ANKARA (Reuters) - U.S. Secretary of State John Kerry on Friday criticized a comment by Turkey's prime minister likening Zionism to crimes against humanity, as the disagreement cast a shadow over talks between the NATO allies.
Kerry, on his first trip to a Muslim nation since taking office, met Turkish leaders for talks meant to focus on the civil war in neighboring Syria and bilateral interests from energy security and Iran's nuclear program to counter-terrorism.
But the comment by Turkish Prime Minister Tayyip Erdogan at a U.N. meeting in Vienna this week, condemned by his Israeli counterpart, the White House and U.N. Secretary-General Ban Ki-moon, has clouded his visit.
"We not only disagree with it, we found it objectionable," Kerry told a news conference with Turkish Foreign Minister Ahmet Davutoglu, saying he raised the issue "very directly" with Davutoglu and would do so with Erdogan.
Erdogan told the U.N. Alliance of Civilizations meeting in Vienna on Wednesday: "Just as with Zionism, anti-Semitism and fascism, it has become necessary to view Islamophobia as a crime against humanity."
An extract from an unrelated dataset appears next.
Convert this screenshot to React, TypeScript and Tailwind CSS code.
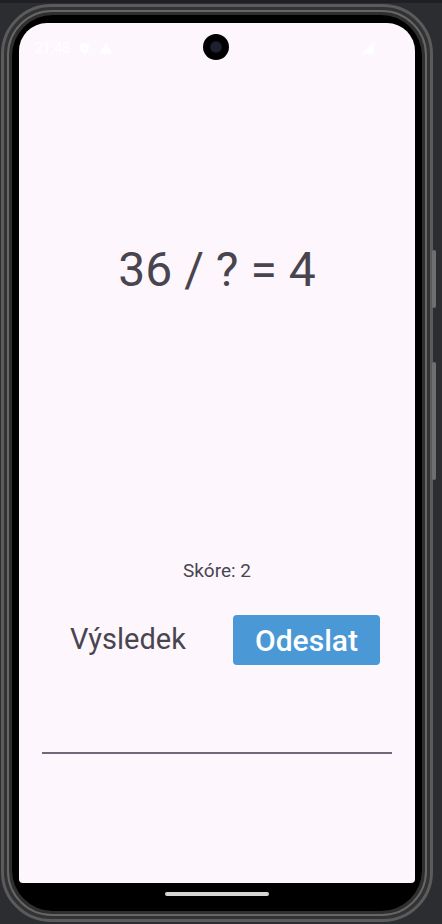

The Turkish prime minister's caustic rhetoric on Israel has in the past won applause from conservative supporters at home but raised increasing concern among Western allies.
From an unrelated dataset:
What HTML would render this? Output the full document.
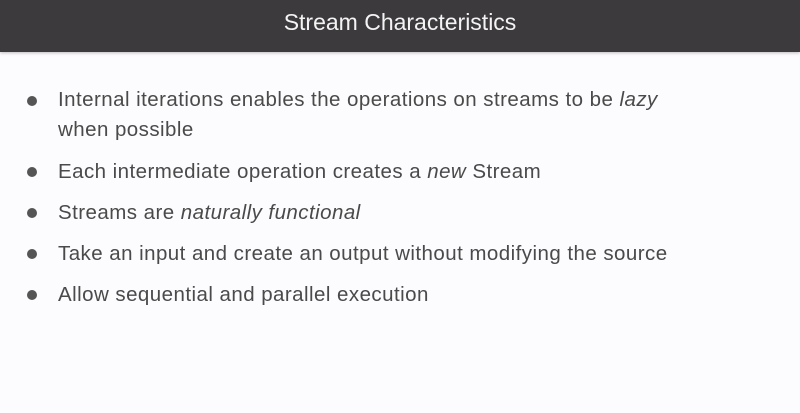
<!DOCTYPE html>
<html><head><style>
body{margin:0;width:800px;height:413px;background:#fcfbfd;font-family:"Liberation Sans",sans-serif;overflow:hidden;position:relative}
.h{position:absolute;left:0;top:0;width:800px;height:52px;background:#3c3a3d;color:#f4f4f4;font-size:23px;text-align:center;line-height:44px;box-shadow:0 1px 3px rgba(0,0,0,.25)}
.l{position:absolute;left:58px;font-size:20.5px;letter-spacing:0.45px;color:#4a4a4a;line-height:30px;white-space:nowrap}
.b{position:absolute;left:27px;width:10px;height:10px;border-radius:50%;background:#555}
</style></head><body>
<div class="h">Stream Characteristics</div>
<div class="b" style="top:96px"></div><div class="l" style="top:85px">Internal iterations enables the operations on streams to be <i>lazy</i></div>
<div class="l" style="top:115px">when possible</div>
<div class="b" style="top:167px"></div><div class="l" style="top:157px">Each intermediate operation creates a <i>new</i> Stream</div>
<div class="b" style="top:208px"></div><div class="l" style="top:198px">Streams are <i>naturally functional</i></div>
<div class="b" style="top:249px"></div><div class="l" style="top:239px">Take an input and create an output without modifying the source</div>
<div class="b" style="top:290px"></div><div class="l" style="top:280px">Allow sequential and parallel execution</div>
</body></html>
Kerry said Turkey and Israel were both key U.S. allies and urged them to restore closer ties.
"Given the many challenges that the neighborhood faces, it is essential that both Turkey and Israel find a way to take steps ... to rekindle their historic cooperation," Kerry said.
"I think that's possible but obviously we have to get beyond the kind of rhetoric that we've just seen recently."
Washington needs all the allies it can get as it navigates the political currents of the Middle East, and sees Turkey as a key player in supporting Syria's opposition and planning for the era after President Bashar al-Assad.
Ties between Israel and Turkey have been frosty since 2010, when Israeli marines killed nine Turks in fighting aboard a Palestinian aid ship that tried to breach Israel's blockade of the Gaza Strip.
"If we must talk about hostile acts, then Israel's attitude and its brutal killing of nine of our civilian citizens in international waters may be called hostile," Davutoglu said, adding Turkey had always stood against anti-Semitism.
"No single statement carries a price higher than the blood of a person ... If Israel wants to hear positive statements from Turkey it needs to reconsider its attitude both towards us and towards the West Bank," he told the news conference.
Turkey has demanded a formal apology for the 2010 incident, compensation for victims and their families and for the Gaza blockade to be lifted. Israel has voiced "regret" and has offered to pay into what it called a "humanitarian fund" through which casualties and relatives could be compensated.
SUPPORT FOR SYRIAN OPPOSITION
Erdogan appeared displeased when Kerry arrived late for their evening talks, remarking there was not much time left, according to a U.S. pool reporter who attended the picture-taking session at the start of the meeting.
Kerry, in turn, apologized, saying that he had a good meeting with Davutoglu, according to the pool reporter.
Erdogan, speaking through an interpreter, replied that they "must have spoken about everything so there is nothing left for us to talk about." In a joking tone of voice, Kerry said: "We need you to sign off on everything."
Turkey's relations with the United States have always been prickly. And Erdogan's populist rhetoric, sometimes at apparent odds with U.S. interests, is aimed partly at a domestic audience wary of Washington's influence.
But the two have strong common interests. Officials said Syria would top the agenda in Kerry's meetings with Erdogan and President Abdullah Gul, building on the discussions in Rome between 11 mostly European and Arab nations within the "Friends of Syria" group.
After the Rome meeting, Kerry said on Thursday the United States would for the first time give non-lethal aid to the rebels and more than double support to the civilian opposition, although Western powers stopped short of pledging arms.
Turkey has been one of Assad's fiercest critics, hosting a NATO Patriot missile defense system, including two U.S. batteries, to protect against a spillover of violence and leading calls for international intervention.
It has spent more than $600 million sheltering refugees from the conflict that began almost two years ago, housing some 180,000 in camps near the border and tens of thousands more who are staying with relatives or in private accommodation.
Washington has given $385 million in humanitarian aid for Syria but U.S. President Barack Obama has so far refused to give arms, arguing it is difficult to prevent them from falling into the hands of militants who could use them on Western targets.
Turkey, too, has been reluctant to provide weapons, fearing direct intervention could bring the conflict across its borders.